Aim of the exercise: Copy out the listing that follows exactly, dropping every picture.
─── Dataset excerpt ───
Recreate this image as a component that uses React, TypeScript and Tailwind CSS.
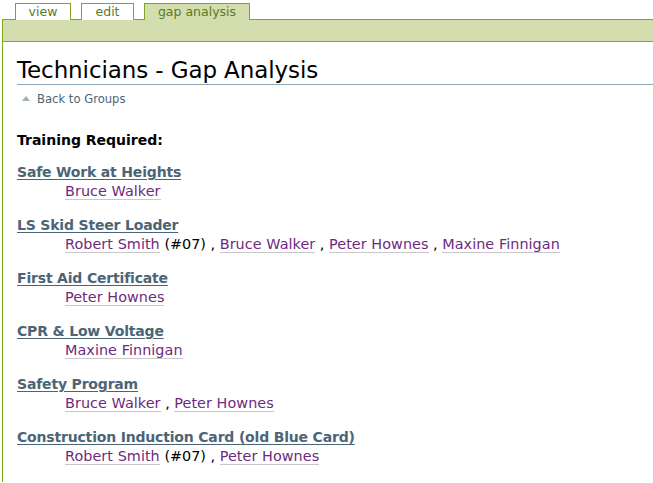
import React from "react";

type Person = { name: string; extra?: string };
const groups: { title: string; people: Person[] }[] = [
  { title: "Safe Work at Heights", people: [{ name: "Bruce Walker" }] },
  {
    title: "LS Skid Steer Loader",
    people: [
      { name: "Robert Smith", extra: "(#07)" },
      { name: "Bruce Walker" },
      { name: "Peter Hownes" },
      { name: "Maxine Finnigan" },
    ],
  },
  { title: "First Aid Certificate", people: [{ name: "Peter Hownes" }] },
  { title: "CPR & Low Voltage", people: [{ name: "Maxine Finnigan" }] },
  { title: "Safety Program", people: [{ name: "Bruce Walker" }, { name: "Peter Hownes" }] },
  {
    title: "Construction Induction Card (old Blue Card)",
    people: [{ name: "Robert Smith", extra: "(#07)" }, { name: "Peter Hownes" }],
  },
];

export default function App() {
  return (
    <div className="w-[653px] h-[483px] overflow-hidden bg-white font-['DejaVu_Sans',sans-serif] text-black">
      <div className="flex items-end h-[20px] pl-[15px] gap-[10px]">
        <div className="w-[56px] h-[17px] border border-b-0 border-[#80a81c] bg-white text-[12.5px] leading-[16px] text-center text-[#5b7a26]">view</div>
        <div className="w-[53px] h-[17px] border border-b-0 border-[#80a81c] bg-white text-[12.5px] leading-[16px] text-center text-[#5b7a26]">edit</div>
        <div className="w-[106px] h-[17px] border border-b-0 border-[#80a81c] bg-[#d3ddad] text-[12.5px] leading-[16px] text-center text-[#5b7a26]">gap analysis</div>
      </div>
      <div className="ml-[2px] border-l border-[#80a81c] h-[463px]">
        <div className="h-[23px] border-t border-b border-[#80a81c] bg-[#d3ddad] -mt-px"></div>
        <div className="pl-[14px] pt-[14px]">
          <h1 className="text-[23px] leading-[28px] tracking-[-0.1px] border-b border-[#8fa8b8]">Technicians - Gap Analysis</h1>
          <div className="flex items-center mt-[6px] text-[11.6px] leading-[16px] text-[#4d6475]">
            <svg width="8" height="6" viewBox="0 0 8 6" className="ml-[5px] mr-[7px]">
              <polygon points="0,5 4,0 8,5" fill="#9fb0bd" />
            </svg>
            Back to Groups
          </div>
          <div className="mt-[24px] text-[14px] leading-[19px] font-bold">Training Required:</div>
          <div className="mt-[13px]">
            {groups.map((g) => (
              <div key={g.title} className="mb-[15px]">
                <div className="text-[14px] leading-[19px] font-bold tracking-[-0.18px] text-[#4b6577] underline underline-offset-2">{g.title}</div>
                <div className="pl-[48px] text-[14.4px] leading-[19px]">
                  {g.people.map((p, i) => (
                    <React.Fragment key={i}>
                      {i > 0 && <span> , </span>}
                      <span className="text-[#6e2a7e] border-b border-[#c8c8c8] tracking-[0.05px]">{p.name}</span>
                      {p.extra && <span> {p.extra}</span>}
                    </React.Fragment>
                  ))}
                </div>
              </div>
            ))}
          </div>
        </div>
      </div>
    </div>
  );
}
───
Answer to the task:
Recreate this image as a component that uses React, TypeScript and Tailwind CSS.
import React from "react";

type Person = { name: string; extra?: string };
const groups: { title: string; people: Person[] }[] = [
  { title: "Safe Work at Heights", people: [{ name: "Bruce Walker" }] },
  {
    title: "LS Skid Steer Loader",
    people: [
      { name: "Robert Smith", extra: "(#07)" },
      { name: "Bruce Walker" },
      { name: "Peter Hownes" },
      { name: "Maxine Finnigan" },
    ],
  },
  { title: "First Aid Certificate", people: [{ name: "Peter Hownes" }] },
  { title: "CPR & Low Voltage", people: [{ name: "Maxine Finnigan" }] },
  { title: "Safety Program", people: [{ name: "Bruce Walker" }, { name: "Peter Hownes" }] },
  {
    title: "Construction Induction Card (old Blue Card)",
    people: [{ name: "Robert Smith", extra: "(#07)" }, { name: "Peter Hownes" }],
  },
];

export default function App() {
  return (
    <div className="w-[653px] h-[483px] overflow-hidden bg-white font-['DejaVu_Sans',sans-serif] text-black">
      <div className="flex items-end h-[20px] pl-[15px] gap-[10px]">
        <div className="w-[56px] h-[17px] border border-b-0 border-[#80a81c] bg-white text-[12.5px] leading-[16px] text-center text-[#5b7a26]">view</div>
        <div className="w-[53px] h-[17px] border border-b-0 border-[#80a81c] bg-white text-[12.5px] leading-[16px] text-center text-[#5b7a26]">edit</div>
        <div className="w-[106px] h-[17px] border border-b-0 border-[#80a81c] bg-[#d3ddad] text-[12.5px] leading-[16px] text-center text-[#5b7a26]">gap analysis</div>
      </div>
      <div className="ml-[2px] border-l border-[#80a81c] h-[463px]">
        <div className="h-[23px] border-t border-b border-[#80a81c] bg-[#d3ddad] -mt-px"></div>
        <div className="pl-[14px] pt-[14px]">
          <h1 className="text-[23px] leading-[28px] tracking-[-0.1px] border-b border-[#8fa8b8]">Technicians - Gap Analysis</h1>
          <div className="flex items-center mt-[6px] text-[11.6px] leading-[16px] text-[#4d6475]">
            <svg width="8" height="6" viewBox="0 0 8 6" className="ml-[5px] mr-[7px]">
              <polygon points="0,5 4,0 8,5" fill="#9fb0bd" />
            </svg>
            Back to Groups
          </div>
          <div className="mt-[24px] text-[14px] leading-[19px] font-bold">Training Required:</div>
          <div className="mt-[13px]">
            {groups.map((g) => (
              <div key={g.title} className="mb-[15px]">
                <div className="text-[14px] leading-[19px] font-bold tracking-[-0.18px] text-[#4b6577] underline underline-offset-2">{g.title}</div>
                <div className="pl-[48px] text-[14.4px] leading-[19px]">
                  {g.people.map((p, i) => (
                    <React.Fragment key={i}>
                      {i > 0 && <span> , </span>}
                      <span className="text-[#6e2a7e] border-b border-[#c8c8c8] tracking-[0.05px]">{p.name}</span>
                      {p.extra && <span> {p.extra}</span>}
                    </React.Fragment>
                  ))}
                </div>
              </div>
            ))}
          </div>
        </div>
      </div>
    </div>
  );
}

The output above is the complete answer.